Ахтыров растерянно здоровался с знакомыми, на расспросы отвечал жалкими улыбками, не знал, что следует и что стыднее: улыбаться или плакать.
Он и плакал раз, но горя не испытал. Все было заполнено изумлением и страхом.
Когда все чужие уходили – в зале оставалось только то, страшное, да монахиня-читалка с низким мужским голосом.
Вера Николаевна сидела подолгу в зале одна да няня приходила, шептала громко, кланяясь и крестясь в уголку.
Было жарко от свечей и дымно, мутно от голубого ладана. Ахтырову однажды показалось, что и ему надо остаться, и он остался, сидел рядом с Верой Николаевной на отодвинутом в сторону диване, с прикрытыми рукой глазами, как всегда.
От читалки ему тоже было страшно, она тоже была из того непонятного мира, который вдруг ворвался, и все сразу переместилось. И слова, которые она произносила, были оттуда же, непривычные, чуждые и очень страшные, хотя совершенно непонятные.
«…прибежище мое, Бог мой, и уповаю на Него, – торжественно и монотонно гудел низкий голос. – Яко той избавит тя от сети ловчи и от словесе мятежная плещма Своима осенит тя, и под криле Его надеешися… Не убоишися от страха нощного, от стрелы, летящие во дни, от вещи, во тме преходящие…»
Ахтыров переставал слушать, да и нельзя было долго слушать, гуденье слов сливалось в одно угрожающее рыканье. Жарко и пахуче дышали свечи в голубом тумане, и порою казалось, от вздрогнувшего пламени, что и там что-то вздрагивает, шевелится под тяжелым золотом покрова. Покров был закидан срезанными цветами, которые не пахли, убитые ладаном.
Черная монахиня перевернула страницу. Кашлянула и еще ниже, гулче и страшнее зачитала:
«…Аще не Господь созиждет дом, всуе трудишася зиждущие: аще не Господь сохранит град, всуе бде стрегий. Всуе вам есть утренневати: восстанете по седении ядущии хлеб болезни, егда даст возлюбленным сон. Се, достояние Господне сынове, мзда плода чревняго…»
– А может быть, в самом деле – Бог?.. – как-то даже не мыслью почти, а одними словами, извне, непривычно и трусливо подумал Ахтыров. Но это сейчас же отпало от него и не возвратилось.

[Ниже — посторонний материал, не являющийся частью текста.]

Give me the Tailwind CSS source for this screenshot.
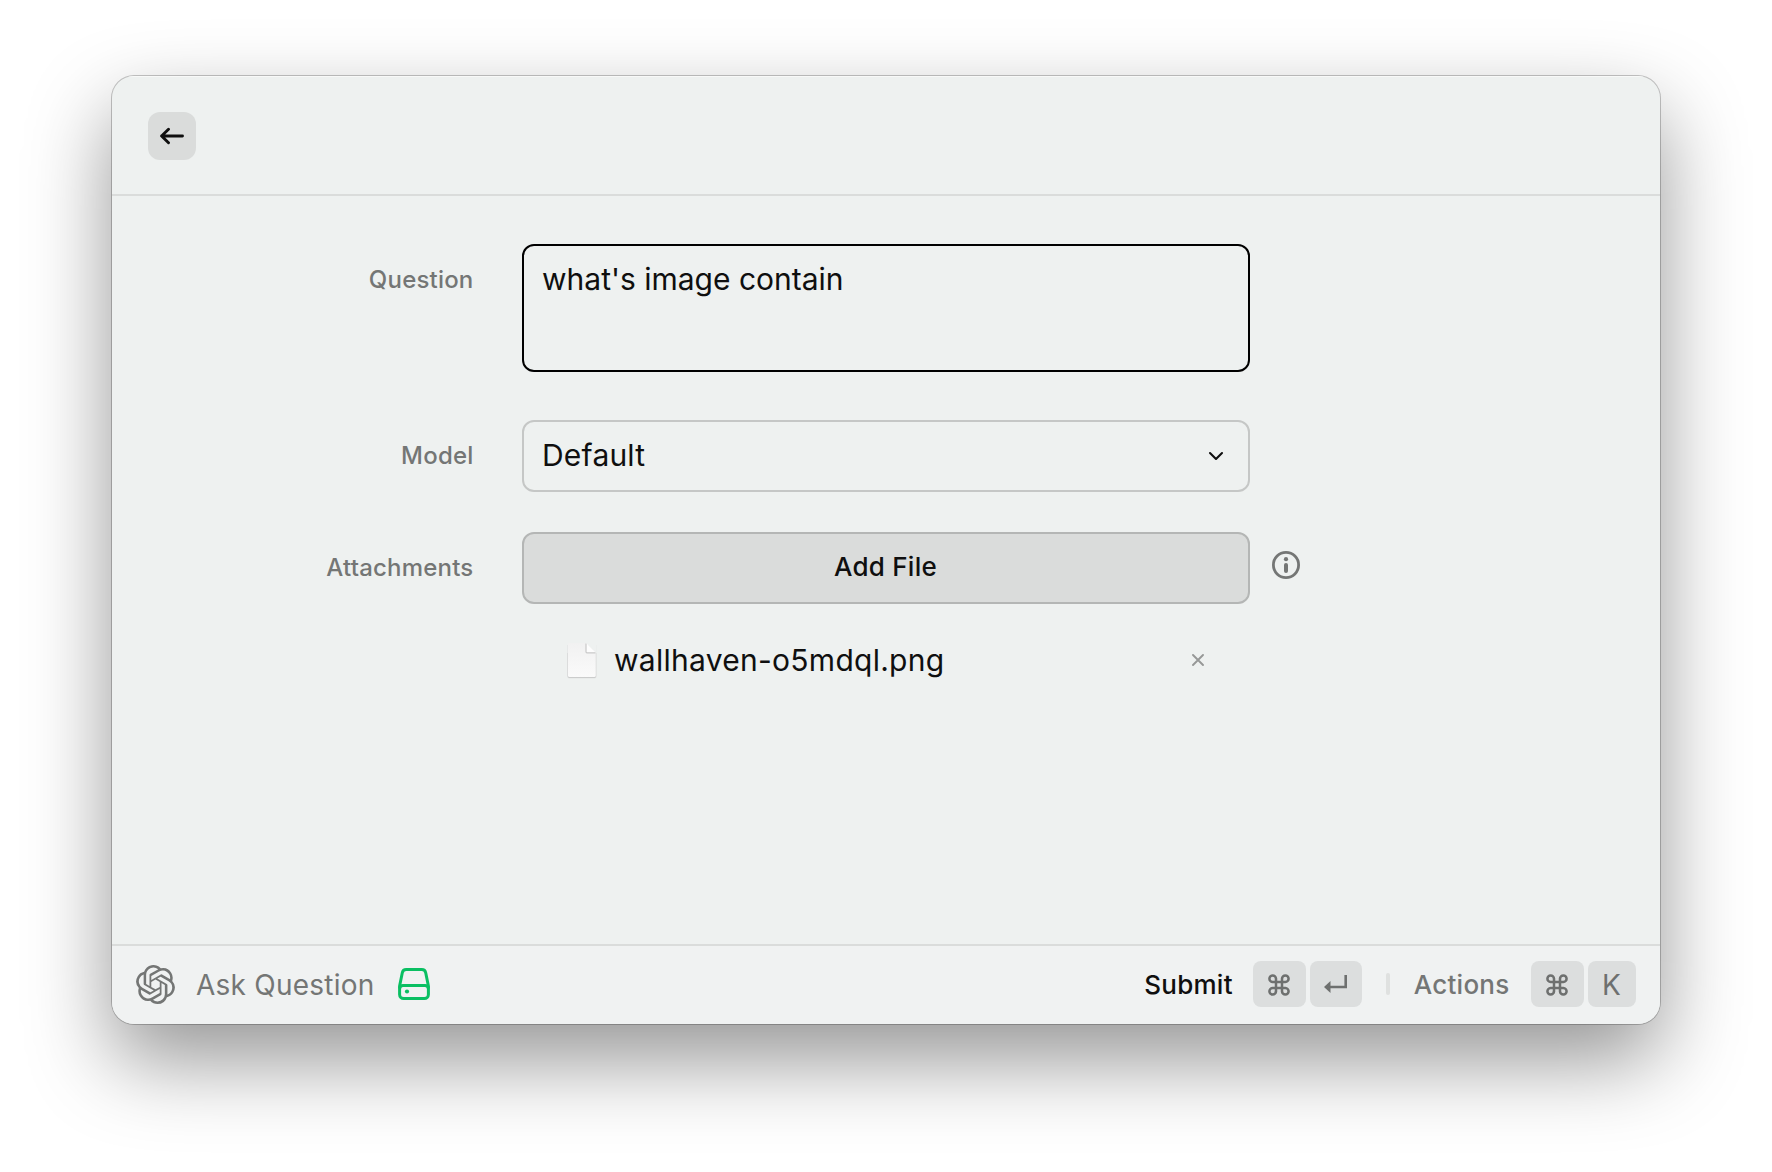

Вера Николаевна, которая все сидела около него, не шевелясь, вдруг обернула узкое, точно стянутое, лицо с опухшими, ясными глазами, обняла его за плечи, как часто теперь обнимала, и проговорила шепотом:
– Поди, милый; пойдем со мною. Посмотри, какой наш мальчик хорошенький. Ему хорошо теперь. Не надо так. Пойди, не бойся, ему хорошо.
Он покорно и послушно встал за нею; и она, все обнимая его, подвела близко. Ахтыров безмолвно покорился; значит, надо смотреть, нельзя иначе; и посмотрел.
Мальчик лежал такой чистенький, светленький, складок на лице уже не было, и лицо было такое серьезное, тихое и, главное, такое знающее; и от этого он казался похожим на мать, у которой, сквозь измученные живые черты, лицо было теперь тоже знающее.
Ахтыров, посмотрев – не стал меньше бояться, но со страхом, жадностью, изумлением и непониманием вглядывался в мертвое лицо. Самое непонятное было то, что это именно Владя, он его узнавал, и даже страх, не проходя, вливался теперь в разъедающую жалость к своему сыну и к самому себе, его потерявшему. Он уже его не любил – кого же было любить? И тем невыносимее делалась эта колючая жалость к себе. А рядом с ней стоял, не отступая, и бессмысленный, весь темный, унизительный ужас.
Вера Николаевна с нежностью, точно живому, пригладила Владе волосы и поправила маленькие, еще слабые, еще не застывшие, ручки. И опять в ее движениях Ахтырову показалось что-то простое, нужное, знающее. И почти страшное и в ней, как в этом тихо, значительно и тяжело лежащем, чистеньком мальчике.